__Short task__. Output the material exactly, but drop every image it holds.

__Material provided__.
>>>>

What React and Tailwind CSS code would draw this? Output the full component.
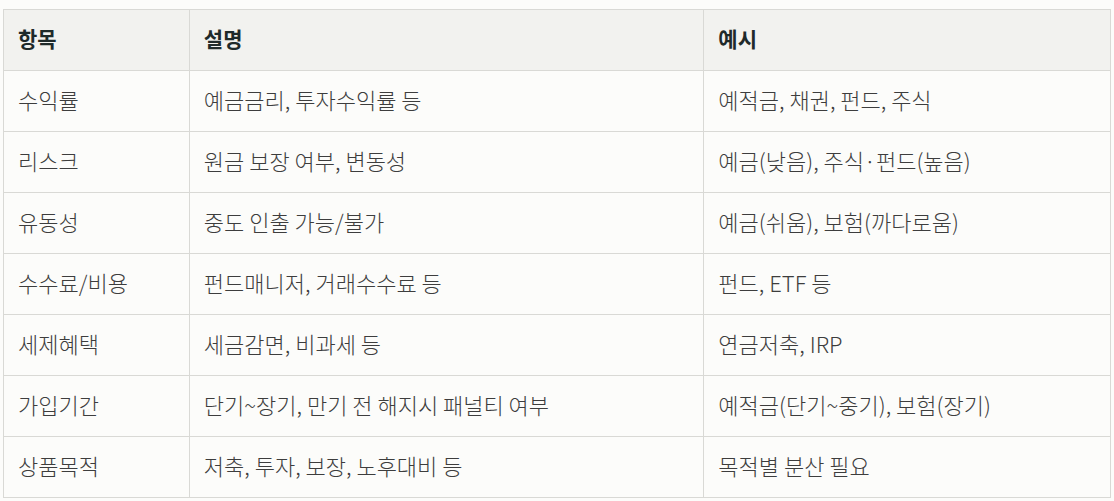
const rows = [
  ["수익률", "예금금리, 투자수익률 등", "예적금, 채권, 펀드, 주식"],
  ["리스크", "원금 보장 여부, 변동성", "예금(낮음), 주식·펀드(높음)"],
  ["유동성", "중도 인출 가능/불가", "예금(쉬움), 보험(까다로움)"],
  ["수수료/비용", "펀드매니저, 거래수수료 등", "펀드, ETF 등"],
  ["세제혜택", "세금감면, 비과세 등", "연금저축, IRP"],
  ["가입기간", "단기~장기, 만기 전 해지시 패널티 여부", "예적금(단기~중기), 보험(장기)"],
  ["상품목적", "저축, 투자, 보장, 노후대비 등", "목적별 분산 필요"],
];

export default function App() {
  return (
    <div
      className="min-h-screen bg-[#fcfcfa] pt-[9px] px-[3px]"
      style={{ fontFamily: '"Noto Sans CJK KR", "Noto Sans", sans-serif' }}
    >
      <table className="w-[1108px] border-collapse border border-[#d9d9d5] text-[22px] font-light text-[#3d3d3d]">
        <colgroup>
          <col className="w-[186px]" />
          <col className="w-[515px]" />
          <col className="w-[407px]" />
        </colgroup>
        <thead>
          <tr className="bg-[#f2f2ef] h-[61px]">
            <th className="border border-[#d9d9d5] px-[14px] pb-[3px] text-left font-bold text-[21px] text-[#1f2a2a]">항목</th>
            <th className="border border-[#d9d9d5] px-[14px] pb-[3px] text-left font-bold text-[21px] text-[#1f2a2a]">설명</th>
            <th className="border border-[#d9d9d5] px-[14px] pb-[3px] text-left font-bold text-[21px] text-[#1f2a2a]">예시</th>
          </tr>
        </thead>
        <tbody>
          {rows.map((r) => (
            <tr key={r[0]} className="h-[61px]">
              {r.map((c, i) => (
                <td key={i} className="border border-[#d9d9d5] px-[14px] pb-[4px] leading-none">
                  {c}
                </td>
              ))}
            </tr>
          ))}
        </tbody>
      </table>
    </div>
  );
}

<<<<

__Answer__.
What React and Tailwind CSS code would draw this? Output the full component.
const rows = [
  ["수익률", "예금금리, 투자수익률 등", "예적금, 채권, 펀드, 주식"],
  ["리스크", "원금 보장 여부, 변동성", "예금(낮음), 주식·펀드(높음)"],
  ["유동성", "중도 인출 가능/불가", "예금(쉬움), 보험(까다로움)"],
  ["수수료/비용", "펀드매니저, 거래수수료 등", "펀드, ETF 등"],
  ["세제혜택", "세금감면, 비과세 등", "연금저축, IRP"],
  ["가입기간", "단기~장기, 만기 전 해지시 패널티 여부", "예적금(단기~중기), 보험(장기)"],
  ["상품목적", "저축, 투자, 보장, 노후대비 등", "목적별 분산 필요"],
];

export default function App() {
  return (
    <div
      className="min-h-screen bg-[#fcfcfa] pt-[9px] px-[3px]"
      style={{ fontFamily: '"Noto Sans CJK KR", "Noto Sans", sans-serif' }}
    >
      <table className="w-[1108px] border-collapse border border-[#d9d9d5] text-[22px] font-light text-[#3d3d3d]">
        <colgroup>
          <col className="w-[186px]" />
          <col className="w-[515px]" />
          <col className="w-[407px]" />
        </colgroup>
        <thead>
          <tr className="bg-[#f2f2ef] h-[61px]">
            <th className="border border-[#d9d9d5] px-[14px] pb-[3px] text-left font-bold text-[21px] text-[#1f2a2a]">항목</th>
            <th className="border border-[#d9d9d5] px-[14px] pb-[3px] text-left font-bold text-[21px] text-[#1f2a2a]">설명</th>
            <th className="border border-[#d9d9d5] px-[14px] pb-[3px] text-left font-bold text-[21px] text-[#1f2a2a]">예시</th>
          </tr>
        </thead>
        <tbody>
          {rows.map((r) => (
            <tr key={r[0]} className="h-[61px]">
              {r.map((c, i) => (
                <td key={i} className="border border-[#d9d9d5] px-[14px] pb-[4px] leading-none">
                  {c}
                </td>
              ))}
            </tr>
          ))}
        </tbody>
      </table>
    </div>
  );
}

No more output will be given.